Sunderland was tipped halfway through the season to stay up. Under Gus Poyet they made magnificent strides, and a solid 3-1 victory over Fulham seemed to drag them out of the relegation zone, but only for a brief period. Sunderland is now solidly bottom of the table and there appears to be little hope. The exciting, attacking style of Poyet seemed to give Sunderland fans something to cheer for. Adam Johnson came back to life with some great goals for the club, and there was a fantastic run to the final of the League Cup. Some of the peripheral figures who had struggled under Paolo DiCanio came back to feature heavily. But a lack of production from specific players such as Jozy Altidore (with a total of one goal in 27 games) and injuries to important figures such as Steven Fletcher have left Sunderland bereft of goal scoring talent. All of this has led to plenty of attacking football in the final third but with nobody to put the ball in the net.

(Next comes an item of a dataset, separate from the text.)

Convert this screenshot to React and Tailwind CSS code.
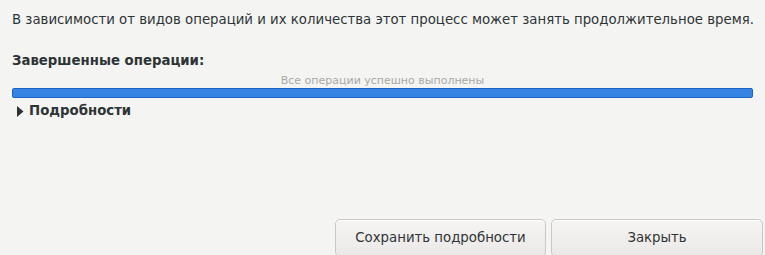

Norwich is almost certain to go down after last weekend’s results. I really like Norwich and have been there several times because it is one of the few places where Fulham ever wins away from home. Norwich has the worst run-in of any team with the last four games held against top six clubs. They sacked their manager with five games to go in favour of their youth team coach, Neil Adams. Sacking Chris Hughton may end up being a massive mistake, but their fate was sealed in their defeat by Fulham last weekend. If you consider their final four games and their proximity to the relegation zone it would appear as if they have little chance of staying up. They seem to be suffering from the same problems that Sunderland is: a lack of goal scorers and a bad series of matches against top opposition to come.

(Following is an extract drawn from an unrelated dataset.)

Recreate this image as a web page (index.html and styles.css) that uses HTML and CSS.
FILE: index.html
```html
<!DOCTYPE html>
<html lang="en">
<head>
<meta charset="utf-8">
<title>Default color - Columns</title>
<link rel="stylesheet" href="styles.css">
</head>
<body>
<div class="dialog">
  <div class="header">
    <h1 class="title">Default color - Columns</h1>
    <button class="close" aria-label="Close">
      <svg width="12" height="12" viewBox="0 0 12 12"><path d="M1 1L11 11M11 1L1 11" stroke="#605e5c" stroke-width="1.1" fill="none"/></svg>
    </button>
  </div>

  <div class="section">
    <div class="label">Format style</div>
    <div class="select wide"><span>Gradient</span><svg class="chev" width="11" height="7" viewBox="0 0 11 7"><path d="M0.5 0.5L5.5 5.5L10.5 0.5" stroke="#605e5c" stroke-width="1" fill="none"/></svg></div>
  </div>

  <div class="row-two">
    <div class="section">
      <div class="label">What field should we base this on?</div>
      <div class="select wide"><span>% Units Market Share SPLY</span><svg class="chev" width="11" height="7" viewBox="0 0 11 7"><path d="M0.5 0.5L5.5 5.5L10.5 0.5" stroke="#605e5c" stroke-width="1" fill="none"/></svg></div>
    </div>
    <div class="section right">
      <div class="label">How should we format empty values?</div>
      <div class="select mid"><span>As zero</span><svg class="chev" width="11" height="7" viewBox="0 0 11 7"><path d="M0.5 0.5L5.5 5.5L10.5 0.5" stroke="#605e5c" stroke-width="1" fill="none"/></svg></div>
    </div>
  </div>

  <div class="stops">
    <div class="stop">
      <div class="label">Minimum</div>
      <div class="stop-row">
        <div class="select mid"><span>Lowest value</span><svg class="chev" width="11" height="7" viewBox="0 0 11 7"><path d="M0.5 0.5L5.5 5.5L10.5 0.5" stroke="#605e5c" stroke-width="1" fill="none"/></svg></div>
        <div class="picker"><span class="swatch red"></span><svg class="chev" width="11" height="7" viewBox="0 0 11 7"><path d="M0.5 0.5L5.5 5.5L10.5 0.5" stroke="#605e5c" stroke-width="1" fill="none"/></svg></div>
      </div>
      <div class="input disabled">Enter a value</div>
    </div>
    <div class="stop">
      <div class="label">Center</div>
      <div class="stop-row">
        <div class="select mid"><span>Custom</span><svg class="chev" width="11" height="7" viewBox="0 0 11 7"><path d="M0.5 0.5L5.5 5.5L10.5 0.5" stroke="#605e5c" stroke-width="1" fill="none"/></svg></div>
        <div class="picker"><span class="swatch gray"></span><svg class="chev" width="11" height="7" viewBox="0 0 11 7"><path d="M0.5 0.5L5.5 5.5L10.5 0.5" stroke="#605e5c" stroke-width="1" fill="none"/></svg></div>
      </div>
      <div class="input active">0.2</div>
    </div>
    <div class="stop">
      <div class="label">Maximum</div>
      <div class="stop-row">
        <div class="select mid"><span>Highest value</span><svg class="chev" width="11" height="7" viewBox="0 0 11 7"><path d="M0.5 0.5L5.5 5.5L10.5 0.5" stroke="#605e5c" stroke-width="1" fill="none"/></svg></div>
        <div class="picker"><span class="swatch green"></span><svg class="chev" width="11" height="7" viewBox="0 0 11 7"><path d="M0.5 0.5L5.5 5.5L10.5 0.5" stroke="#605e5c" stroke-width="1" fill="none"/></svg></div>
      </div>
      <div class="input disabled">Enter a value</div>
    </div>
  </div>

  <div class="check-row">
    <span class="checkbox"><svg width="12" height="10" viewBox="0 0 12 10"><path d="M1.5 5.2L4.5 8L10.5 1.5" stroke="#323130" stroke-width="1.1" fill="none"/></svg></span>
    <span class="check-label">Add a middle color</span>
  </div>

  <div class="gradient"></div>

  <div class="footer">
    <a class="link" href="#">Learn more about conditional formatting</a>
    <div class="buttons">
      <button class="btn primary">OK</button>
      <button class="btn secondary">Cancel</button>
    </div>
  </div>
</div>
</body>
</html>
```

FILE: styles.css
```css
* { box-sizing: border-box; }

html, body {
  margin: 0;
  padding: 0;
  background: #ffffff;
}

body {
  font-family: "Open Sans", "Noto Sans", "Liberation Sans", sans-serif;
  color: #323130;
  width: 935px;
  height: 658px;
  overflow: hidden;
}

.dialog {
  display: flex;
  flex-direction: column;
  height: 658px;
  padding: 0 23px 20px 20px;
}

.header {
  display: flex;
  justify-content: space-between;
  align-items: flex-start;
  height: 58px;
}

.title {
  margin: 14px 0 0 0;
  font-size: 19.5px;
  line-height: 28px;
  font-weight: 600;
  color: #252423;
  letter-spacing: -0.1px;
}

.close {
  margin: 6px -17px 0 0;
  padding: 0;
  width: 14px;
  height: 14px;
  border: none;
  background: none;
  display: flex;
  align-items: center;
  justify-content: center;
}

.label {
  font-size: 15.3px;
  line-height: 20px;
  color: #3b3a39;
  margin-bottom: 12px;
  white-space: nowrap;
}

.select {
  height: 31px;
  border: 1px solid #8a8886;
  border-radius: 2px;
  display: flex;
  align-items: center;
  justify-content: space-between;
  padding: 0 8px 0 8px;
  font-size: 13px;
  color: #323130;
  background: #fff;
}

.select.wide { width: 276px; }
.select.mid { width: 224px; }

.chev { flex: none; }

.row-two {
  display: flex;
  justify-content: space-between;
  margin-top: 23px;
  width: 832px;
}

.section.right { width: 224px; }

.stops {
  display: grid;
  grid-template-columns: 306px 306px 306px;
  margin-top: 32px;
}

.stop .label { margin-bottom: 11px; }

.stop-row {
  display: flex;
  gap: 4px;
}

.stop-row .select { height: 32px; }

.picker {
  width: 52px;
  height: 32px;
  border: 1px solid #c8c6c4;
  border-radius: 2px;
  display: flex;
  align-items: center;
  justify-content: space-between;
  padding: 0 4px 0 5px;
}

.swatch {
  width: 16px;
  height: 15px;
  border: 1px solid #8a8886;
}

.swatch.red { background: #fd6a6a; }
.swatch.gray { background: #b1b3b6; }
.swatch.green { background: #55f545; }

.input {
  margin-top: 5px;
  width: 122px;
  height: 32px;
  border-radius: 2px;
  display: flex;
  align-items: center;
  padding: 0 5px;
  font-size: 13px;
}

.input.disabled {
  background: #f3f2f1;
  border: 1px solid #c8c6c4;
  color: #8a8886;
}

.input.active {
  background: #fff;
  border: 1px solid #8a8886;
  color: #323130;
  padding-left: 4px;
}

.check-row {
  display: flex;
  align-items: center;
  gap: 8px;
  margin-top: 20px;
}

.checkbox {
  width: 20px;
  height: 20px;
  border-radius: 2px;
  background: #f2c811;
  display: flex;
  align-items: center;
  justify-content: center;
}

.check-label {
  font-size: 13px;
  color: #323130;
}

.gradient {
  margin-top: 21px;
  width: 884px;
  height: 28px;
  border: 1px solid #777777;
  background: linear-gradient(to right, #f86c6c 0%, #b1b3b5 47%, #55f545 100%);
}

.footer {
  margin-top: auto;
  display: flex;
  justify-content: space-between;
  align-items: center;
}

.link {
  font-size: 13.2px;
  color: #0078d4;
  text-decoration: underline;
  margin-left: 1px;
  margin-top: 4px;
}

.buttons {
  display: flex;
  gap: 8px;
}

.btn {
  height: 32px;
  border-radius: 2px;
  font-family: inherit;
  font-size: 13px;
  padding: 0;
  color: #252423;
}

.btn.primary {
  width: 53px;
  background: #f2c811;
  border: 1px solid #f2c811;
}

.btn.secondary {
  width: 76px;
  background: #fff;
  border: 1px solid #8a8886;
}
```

 It seems that the two positions below Sunderland have equal opportunity to stay up. Cardiff and Fulham are separated by one point and both have decent schedules. Cardiff has the harder of the two, but not by much. Cardiff has not done well since sacking Malky Mackay just before the January transfer window and internal politics may be the reason for its relegation. Constant struggles between the owner, Vincent Tan, and his coaching staff over transfer fees, player salaries, the direction of the club, the role of the manager at the club, and what the club even stands for have disrupted the growth of Cardiff City and may lead to them facing Championship opposition next season, despite the numerous talented players in their squad. Cardiff bought Steven Caulker, a magnificent central defender, and Gary Medel, the tenacious central midfielder, as a signal to the other Premier League teams of its intentions to stay up and possibly move to the next level. But Tan’s reaction to these necessary signings was to fire Mackay and to let his chief scout go. Ole Gunnar Solksjaer came in to replace Mackay and has done a decent job, but he hasn’t been able to turn the team around. His success with Molde and his experience in England made him the logical choice to succeed Mackay. I don’t really know whether to say that Cardiff’s continued struggles were due to Tan’s continued interference or due to an issue with squad quality, but either way it will have to fight hard to stay in the division.

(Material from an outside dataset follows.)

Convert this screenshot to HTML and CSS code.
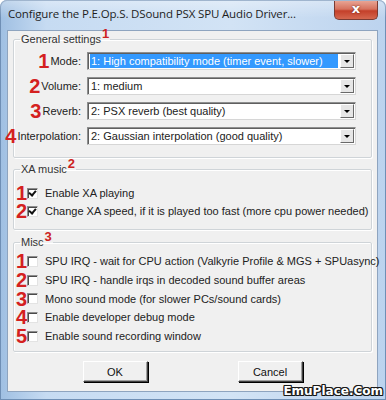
FILE: index.html
```html
<!DOCTYPE html>
<html>
<head>
    <meta charset="utf-8" />
    <title>Configure the P.E.Op.S. DSound PSX SPU Audio Driver...</title>
    <link rel="stylesheet" href="styles.css">
</head>
<body>
    <div id="window">
        <div id="titlebar">
            <span id="title">Configure the P.E.Op.S. DSound PSX SPU Audio Driver...</span>
            <div id="close">x</div>
        </div>
        <div id="client">
            <fieldset class="group" id="general">
                <legend>General settings<sup class="tag">1</sup></legend>
                <div class="setting">
                    <div class="label"><span class="num">1</span>Mode:</div>
                    <div class="combo"><span class="value selected">1: High compatibility mode (timer event, slower)</span><span class="arrow"></span></div>
                </div>
                <div class="setting">
                    <div class="label"><span class="num">2</span>Volume:</div>
                    <div class="combo"><span class="value">1: medium</span><span class="arrow"></span></div>
                </div>
                <div class="setting">
                    <div class="label"><span class="num">3</span>Reverb:</div>
                    <div class="combo"><span class="value">2: PSX reverb (best quality)</span><span class="arrow"></span></div>
                </div>
                <div class="setting">
                    <div class="label"><span class="num">4</span>Interpolation:</div>
                    <div class="combo"><span class="value">2: Gaussian interpolation (good quality)</span><span class="arrow"></span></div>
                </div>
            </fieldset>
            <fieldset class="group" id="xa">
                <legend>XA music<sup class="tag">2</sup></legend>
                <div class="check"><span class="num">1</span><span class="box on"></span>Enable XA playing</div>
                <div class="check"><span class="num">2</span><span class="box on"></span>Change XA speed, if it is played too fast (more cpu power needed)</div>
            </fieldset>
            <fieldset class="group" id="misc">
                <legend>Misc<sup class="tag">3</sup></legend>
                <div class="check"><span class="num">1</span><span class="box"></span>SPU IRQ - wait for CPU action (Valkyrie Profile &amp; MGS + SPUasync)</div>
                <div class="check"><span class="num">2</span><span class="box"></span>SPU IRQ - handle irqs in decoded sound buffer areas</div>
                <div class="check"><span class="num">3</span><span class="box"></span>Mono sound mode (for slower PCs/sound cards)</div>
                <div class="check"><span class="num">4</span><span class="box"></span>Enable developer debug mode</div>
                <div class="check"><span class="num">5</span><span class="box"></span>Enable sound recording window</div>
            </fieldset>
            <div id="buttons">
                <button class="btn">OK</button>
                <button class="btn">Cancel</button>
            </div>
        </div>
        <div id="watermark">EmuPlace.Com</div>
    </div>
</body>
</html>
```

FILE: styles.css
```css
html, body {
    margin: 0;
    padding: 0;
    background: #ffffff;
}
#window {
    position: relative;
    width: 386px;
    height: 400px;
    box-sizing: border-box;
    padding: 0 8px 8px 7px;
    display: flex;
    flex-direction: column;
    overflow: hidden;
    border-radius: 7px 7px 0 0;
    background: linear-gradient(to right, #9fbfe2 0%, #c6dbf2 12%, #d2e3f5 60%, #bcd3ee 100%);
    box-shadow: inset 0 0 0 1px #6f8fb5;
}
#titlebar {
    height: 30px;
    flex-shrink: 0;
    display: flex;
    align-items: flex-start;
    justify-content: space-between;
    background: linear-gradient(to bottom, rgba(255,255,255,0.35) 0%, rgba(255,255,255,0) 60%);
    margin: 0 -8px 0 -7px;
    padding: 0 8px 0 7px;
}
#title {
    margin: 6px 0 0 1px;
    font-family: "Open Sans", "Liberation Sans", sans-serif;
    font-size: 11.5px;
    color: #1e1e1e;
    letter-spacing: -0.15px;
    white-space: nowrap;
    overflow: hidden;
}
#close {
    flex-shrink: 0;
    width: 44px;
    height: 19px;
    margin: 1px 0 0 0;
    box-sizing: border-box;
    border: 1px solid #7a3b33;
    border-top: none;
    border-radius: 0 0 5px 5px;
    background: linear-gradient(to bottom, #e8a493 0%, #d6725e 45%, #c4402a 55%, #d4674f 100%);
    color: #ffffff;
    font-family: "DejaVu Sans", sans-serif;
    font-weight: bold;
    font-size: 13px;
    line-height: 16px;
    text-align: center;
    text-shadow: 0 0 2px #5a1a10;
}
#client {
    flex: 1;
    min-width: 0;
    background: #f0f0f0;
    border: 1px solid #8ea4bf;
    padding: 0 5px;
    font-family: "Liberation Sans", Arial, sans-serif;
    font-size: 11px;
    color: #222222;
}
.group {
    min-width: 0;
    margin: 0;
    border: 1px solid #cfd4d8;
    box-shadow: inset 1px 1px 0 #ffffff, 1px 1px 0 #ffffff;
    border-radius: 2px;
    padding: 0;
}
.group legend {
    padding: 0 1px;
    margin-left: 6px;
    font-size: 11px;
    line-height: 14px;
    color: #333333;
}
.tag {
    color: #cc2222;
    font-size: 13px;
    font-weight: bold;
    vertical-align: 0;
    position: relative;
    top: -5px;
    margin-left: 1px;
}
#general {
    margin-top: 1px;
    padding: 6px 0 12px 0;
}
.setting {
    display: grid;
    grid-template-columns: 67px 269px;
    column-gap: 6px;
    height: 18px;
    margin-bottom: 7px;
}
.setting:last-child {
    margin-bottom: 0;
}
.label {
    white-space: nowrap;
    display: flex;
    justify-content: flex-end;
    align-items: center;
}
.num {
    color: #d42020;
    font-family: "Liberation Sans", Arial, sans-serif;
    font-weight: bold;
    font-size: 20px;
    line-height: 18px;
    margin-right: 1px;
}
.combo {
    display: flex;
    align-items: center;
    box-sizing: border-box;
    height: 18px;
    background: #ffffff;
    border: 1px solid #8e8f8f;
    border-right-color: #d6d6d6;
    border-bottom-color: #d6d6d6;
    box-shadow: inset 1px 1px 0 #5f5f5f;
    padding: 1px 1px 1px 2px;
}
.value {
    flex: 1;
    height: 100%;
    display: flex;
    align-items: center;
    padding-left: 1px;
    white-space: nowrap;
    overflow: hidden;
}
.value.selected {
    background: #3399ff;
    color: #ffffff;
    margin-right: 2px;
}
.arrow {
    width: 14px;
    height: 14px;
    box-sizing: border-box;
    border: 1px solid #ffffff;
    border-right-color: #696969;
    border-bottom-color: #696969;
    background: #e6e6e6;
    position: relative;
}
.arrow::after {
    content: "";
    position: absolute;
    left: 3px;
    top: 5px;
    border-left: 3px solid transparent;
    border-right: 3px solid transparent;
    border-top: 3px solid #000000;
}
#xa {
    margin-top: 4px;
    padding: 8px 0 9px 0;
}
#misc {
    margin-top: 5px;
    padding: 3px 0 6px 0;
}
.check {
    display: flex;
    align-items: center;
    height: 18px;
    padding-left: 2px;
    white-space: nowrap;
}
#misc .check {
    height: 18.7px;
}
.check .num {
    width: 11px;
    margin-right: 0;
    text-align: center;
}
.box {
    flex-shrink: 0;
    width: 11px;
    height: 11px;
    box-sizing: border-box;
    margin-right: 7px;
    background: #ffffff;
    border: 1px solid #8d8d8d;
    border-right-color: #e3e3e3;
    border-bottom-color: #e3e3e3;
    box-shadow: inset 1px 1px 0 #4a4a4a;
    position: relative;
}
.box.on::after {
    content: "";
    position: absolute;
    left: 2px;
    top: 0px;
    width: 3px;
    height: 5px;
    border: solid #111111;
    border-width: 0 2px 2px 0;
    transform: rotate(40deg);
}
#buttons {
    display: flex;
    justify-content: center;
    gap: 90px;
    margin-top: 9px;
}
.btn {
    width: 65px;
    height: 21px;
    margin: 0;
    padding: 0;
    font-family: "Liberation Sans", Arial, sans-serif;
    font-size: 11px;
    color: #111111;
    background: #f0f0f0;
    border: 1px solid #ffffff;
    border-right-color: #404040;
    border-bottom-color: #404040;
    box-shadow: 1px 1px 0 #000000, inset -1px -1px 0 #a0a0a0;
}
#watermark {
    position: absolute;
    right: 3px;
    bottom: 2px;
    font-family: "DejaVu Sans", sans-serif;
    font-weight: bold;
    font-size: 12px;
    color: #ffffff;
    letter-spacing: 0;
    text-shadow: -1px -1px 0 #1a1a1a, 1px -1px 0 #1a1a1a, -1px 1px 0 #1a1a1a, 1px 1px 0 #1a1a1a, 0 1px 0 #1a1a1a, 0 -1px 0 #1a1a1a, 1px 0 0 #1a1a1a, -1px 0 0 #1a1a1a;
}
```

Fulham is the interesting case here. I am completely biased since I am a Fulham fan and have watched them climb from the bottom division to the top. But there is a good chance that out of the teams labouring in the relegation zone, Fulham will be the one to get out. Three weeks ago, Fulham was written off and it seemed likely that they would be playing in the Championship next season. Fulham fans were already planning for next season and encouraging the use of academy products to get them ready for next year. But after a 2-1 victory at Aston Villa and a 1-0 win over Norwich, survival seems much closer. Fulham is in a dangerous position due to their atrocious goal difference: it currently stands at -41, the worst in the league. That means that they are in trouble if any team gets on equal points with them because they will always be lower than that team. Fulham need the points to stay up because goal difference will always work against them. But there are a number of positives: they have a decent run in, they are in form at the moment and playing well, the new manager, Felix Magath (also known as ‘the last dictator’, ‘Saddam’ and ‘the torturer’), is actually having an effect on the playing style and mentality of the squad, and players that were considered to be on the periphery only a few weeks ago have begun to flourish when given an opportunity to play. Fulham has been odd all season because its position doesn’t really reflect how it has actually played. A number of massive deflections, own goals and goalkeeping errors have contributed to ten lost points this season. In other words, bad luck has cost the team ten points and possible safety. But out of all the teams in the bottom three and those just above, it would seem that Fulham is in the best position to remain in the Premier League and to carry on its efforts to rebuild. However, it is worth noting that it has taken three managers and 38 different players before they started playing well, so this can be described as nothing but a turbulent season for a mid-table perennial.